**What this task involves:** Every line that contains the word "React" should be copied out.

**Data supplied:**
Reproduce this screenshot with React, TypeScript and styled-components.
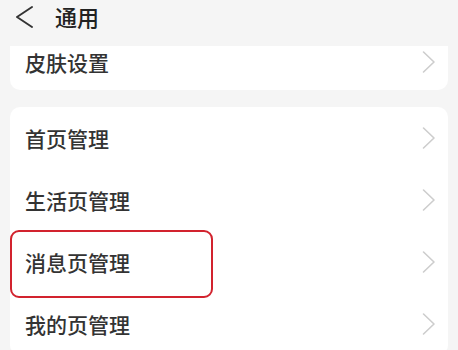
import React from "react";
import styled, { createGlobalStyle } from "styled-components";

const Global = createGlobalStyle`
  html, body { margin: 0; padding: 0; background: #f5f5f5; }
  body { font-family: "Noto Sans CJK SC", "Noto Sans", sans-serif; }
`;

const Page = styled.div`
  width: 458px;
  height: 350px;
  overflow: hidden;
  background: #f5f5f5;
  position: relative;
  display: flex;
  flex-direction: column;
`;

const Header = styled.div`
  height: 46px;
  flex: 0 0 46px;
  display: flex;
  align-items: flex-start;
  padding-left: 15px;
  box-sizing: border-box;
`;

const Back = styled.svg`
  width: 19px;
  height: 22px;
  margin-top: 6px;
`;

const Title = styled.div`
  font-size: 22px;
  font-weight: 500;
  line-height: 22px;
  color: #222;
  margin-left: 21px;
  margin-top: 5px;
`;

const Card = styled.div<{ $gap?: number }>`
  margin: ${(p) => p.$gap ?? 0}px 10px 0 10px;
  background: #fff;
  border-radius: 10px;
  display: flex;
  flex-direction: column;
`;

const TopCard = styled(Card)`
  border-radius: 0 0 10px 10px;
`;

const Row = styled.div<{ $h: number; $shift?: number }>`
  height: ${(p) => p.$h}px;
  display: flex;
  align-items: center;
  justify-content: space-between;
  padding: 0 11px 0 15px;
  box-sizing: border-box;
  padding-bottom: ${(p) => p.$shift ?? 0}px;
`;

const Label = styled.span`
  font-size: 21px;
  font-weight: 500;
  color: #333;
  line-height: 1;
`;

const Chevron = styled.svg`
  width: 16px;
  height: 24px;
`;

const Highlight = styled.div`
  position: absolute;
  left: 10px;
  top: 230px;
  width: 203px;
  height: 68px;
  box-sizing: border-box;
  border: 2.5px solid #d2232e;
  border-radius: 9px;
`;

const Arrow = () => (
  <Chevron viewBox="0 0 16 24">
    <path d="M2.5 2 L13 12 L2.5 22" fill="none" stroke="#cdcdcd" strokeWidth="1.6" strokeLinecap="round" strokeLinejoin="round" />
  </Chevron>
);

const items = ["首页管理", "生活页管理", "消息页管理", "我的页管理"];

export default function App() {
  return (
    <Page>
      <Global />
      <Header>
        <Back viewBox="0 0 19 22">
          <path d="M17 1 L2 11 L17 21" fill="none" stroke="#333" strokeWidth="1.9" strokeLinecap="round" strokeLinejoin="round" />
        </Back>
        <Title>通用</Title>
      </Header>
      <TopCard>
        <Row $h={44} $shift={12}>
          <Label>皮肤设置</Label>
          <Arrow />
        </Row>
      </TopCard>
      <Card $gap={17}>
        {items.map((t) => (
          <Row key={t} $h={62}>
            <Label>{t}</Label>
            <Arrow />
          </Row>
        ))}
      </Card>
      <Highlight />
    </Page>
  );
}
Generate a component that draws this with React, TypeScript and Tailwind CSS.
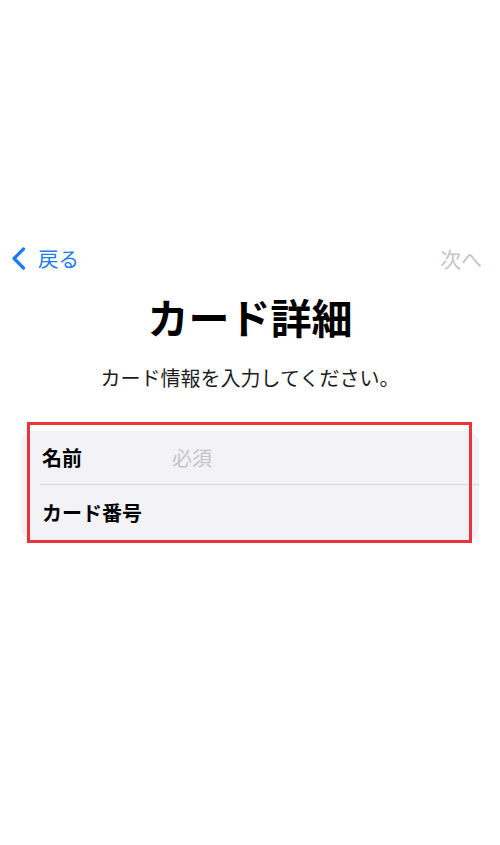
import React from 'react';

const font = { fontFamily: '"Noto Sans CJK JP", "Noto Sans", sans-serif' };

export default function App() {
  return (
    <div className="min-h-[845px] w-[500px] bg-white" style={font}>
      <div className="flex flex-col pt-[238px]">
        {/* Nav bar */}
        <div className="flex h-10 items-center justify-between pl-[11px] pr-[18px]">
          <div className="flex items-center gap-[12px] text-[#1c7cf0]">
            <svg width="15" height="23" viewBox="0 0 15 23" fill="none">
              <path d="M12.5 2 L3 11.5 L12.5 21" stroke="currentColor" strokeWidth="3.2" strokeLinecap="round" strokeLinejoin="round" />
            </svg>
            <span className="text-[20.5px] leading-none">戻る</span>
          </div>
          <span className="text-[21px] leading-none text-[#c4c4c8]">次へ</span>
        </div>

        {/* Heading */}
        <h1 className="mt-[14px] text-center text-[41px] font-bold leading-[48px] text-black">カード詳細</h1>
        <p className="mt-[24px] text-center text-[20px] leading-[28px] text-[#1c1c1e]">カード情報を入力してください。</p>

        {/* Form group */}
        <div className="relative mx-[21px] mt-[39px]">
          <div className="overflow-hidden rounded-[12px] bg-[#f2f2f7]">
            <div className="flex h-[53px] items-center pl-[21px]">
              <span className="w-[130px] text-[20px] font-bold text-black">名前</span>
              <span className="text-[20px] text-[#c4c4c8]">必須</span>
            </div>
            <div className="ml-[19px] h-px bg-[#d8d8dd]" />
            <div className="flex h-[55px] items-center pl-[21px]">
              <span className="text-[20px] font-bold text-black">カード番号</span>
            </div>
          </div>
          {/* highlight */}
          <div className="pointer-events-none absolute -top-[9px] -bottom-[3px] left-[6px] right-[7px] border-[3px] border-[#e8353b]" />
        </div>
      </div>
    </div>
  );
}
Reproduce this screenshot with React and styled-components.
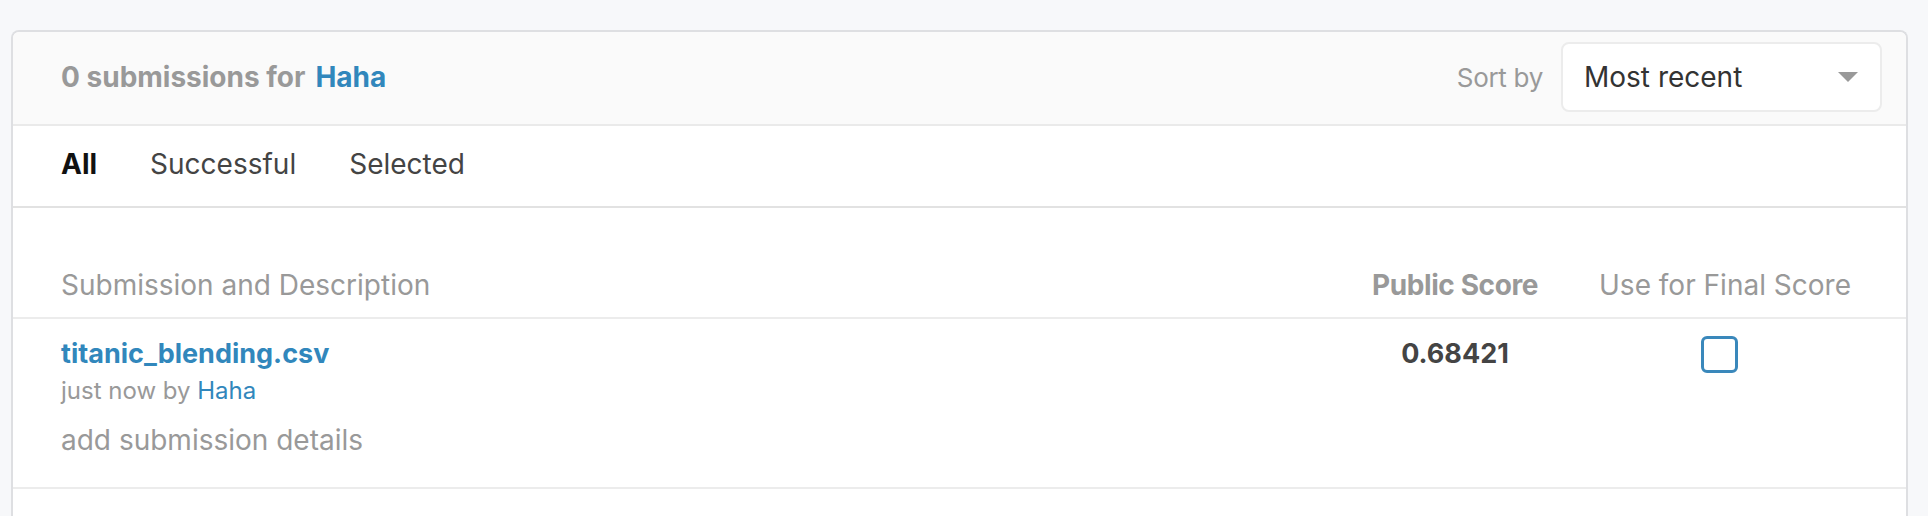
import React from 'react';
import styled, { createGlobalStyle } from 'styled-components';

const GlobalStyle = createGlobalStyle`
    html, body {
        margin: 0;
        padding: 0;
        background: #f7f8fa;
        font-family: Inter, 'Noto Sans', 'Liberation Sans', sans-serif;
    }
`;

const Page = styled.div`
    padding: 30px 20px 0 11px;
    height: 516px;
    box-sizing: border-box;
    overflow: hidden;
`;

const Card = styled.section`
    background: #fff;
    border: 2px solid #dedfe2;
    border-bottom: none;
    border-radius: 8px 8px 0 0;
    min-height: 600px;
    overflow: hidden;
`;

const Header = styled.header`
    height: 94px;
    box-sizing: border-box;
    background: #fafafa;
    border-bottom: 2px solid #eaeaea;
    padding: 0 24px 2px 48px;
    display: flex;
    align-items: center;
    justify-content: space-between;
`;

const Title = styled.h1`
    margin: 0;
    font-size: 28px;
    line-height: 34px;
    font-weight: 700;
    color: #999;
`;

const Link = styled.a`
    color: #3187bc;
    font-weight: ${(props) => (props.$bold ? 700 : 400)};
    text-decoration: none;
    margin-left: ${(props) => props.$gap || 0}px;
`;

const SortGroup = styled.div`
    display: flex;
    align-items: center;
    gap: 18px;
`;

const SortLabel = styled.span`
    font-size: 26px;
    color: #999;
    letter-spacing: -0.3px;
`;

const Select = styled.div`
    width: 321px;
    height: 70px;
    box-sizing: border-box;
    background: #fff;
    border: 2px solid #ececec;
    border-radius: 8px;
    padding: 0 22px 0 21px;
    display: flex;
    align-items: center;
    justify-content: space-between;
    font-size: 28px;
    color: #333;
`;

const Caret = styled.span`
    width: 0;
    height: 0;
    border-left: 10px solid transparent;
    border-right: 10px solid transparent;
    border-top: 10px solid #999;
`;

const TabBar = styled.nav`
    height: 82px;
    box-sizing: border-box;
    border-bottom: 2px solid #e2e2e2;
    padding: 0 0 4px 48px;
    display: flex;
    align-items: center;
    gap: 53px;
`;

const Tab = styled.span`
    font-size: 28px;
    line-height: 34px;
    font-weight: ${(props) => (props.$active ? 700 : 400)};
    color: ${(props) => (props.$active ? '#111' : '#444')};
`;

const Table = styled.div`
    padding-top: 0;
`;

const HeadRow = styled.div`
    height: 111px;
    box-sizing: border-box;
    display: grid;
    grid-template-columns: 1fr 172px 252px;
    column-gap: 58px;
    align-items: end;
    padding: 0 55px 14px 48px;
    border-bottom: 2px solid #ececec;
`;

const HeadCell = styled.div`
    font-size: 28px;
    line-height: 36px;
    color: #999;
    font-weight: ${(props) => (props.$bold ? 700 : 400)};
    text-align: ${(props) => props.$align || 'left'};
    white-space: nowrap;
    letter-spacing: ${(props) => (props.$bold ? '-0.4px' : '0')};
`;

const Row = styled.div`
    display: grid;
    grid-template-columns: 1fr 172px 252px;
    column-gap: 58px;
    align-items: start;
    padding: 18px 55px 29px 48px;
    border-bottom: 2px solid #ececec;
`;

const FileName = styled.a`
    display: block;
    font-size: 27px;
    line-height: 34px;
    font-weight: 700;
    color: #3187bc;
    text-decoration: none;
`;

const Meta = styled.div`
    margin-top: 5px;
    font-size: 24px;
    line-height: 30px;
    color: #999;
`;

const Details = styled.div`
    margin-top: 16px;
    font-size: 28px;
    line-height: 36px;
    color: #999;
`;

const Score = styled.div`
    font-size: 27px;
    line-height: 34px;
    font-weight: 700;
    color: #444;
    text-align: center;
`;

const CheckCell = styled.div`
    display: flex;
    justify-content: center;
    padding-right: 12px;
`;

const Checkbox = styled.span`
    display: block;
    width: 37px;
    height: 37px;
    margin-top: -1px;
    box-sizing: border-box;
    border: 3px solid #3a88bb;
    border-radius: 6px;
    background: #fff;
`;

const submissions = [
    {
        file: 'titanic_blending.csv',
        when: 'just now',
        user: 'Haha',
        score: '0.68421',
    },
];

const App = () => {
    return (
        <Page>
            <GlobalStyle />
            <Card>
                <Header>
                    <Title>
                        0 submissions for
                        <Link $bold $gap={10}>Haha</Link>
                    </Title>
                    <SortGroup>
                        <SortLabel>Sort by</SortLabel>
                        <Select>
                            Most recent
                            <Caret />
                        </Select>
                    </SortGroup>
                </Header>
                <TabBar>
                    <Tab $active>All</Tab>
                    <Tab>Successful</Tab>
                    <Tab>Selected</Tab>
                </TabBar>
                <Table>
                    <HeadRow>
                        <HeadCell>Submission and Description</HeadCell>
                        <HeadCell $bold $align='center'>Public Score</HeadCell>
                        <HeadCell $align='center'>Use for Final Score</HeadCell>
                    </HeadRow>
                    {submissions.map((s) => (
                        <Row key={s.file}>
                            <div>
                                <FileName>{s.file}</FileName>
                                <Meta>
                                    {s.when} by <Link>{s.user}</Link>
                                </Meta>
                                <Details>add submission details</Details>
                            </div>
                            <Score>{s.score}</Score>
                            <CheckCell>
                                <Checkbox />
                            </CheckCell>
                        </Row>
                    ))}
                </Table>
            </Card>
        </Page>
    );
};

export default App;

**Response:**
Reproduce this screenshot with React, TypeScript and styled-components.
import React from "react";
Generate a component that draws this with React, TypeScript and Tailwind CSS.
import React from 'react';
Reproduce this screenshot with React and styled-components.
import React from 'react';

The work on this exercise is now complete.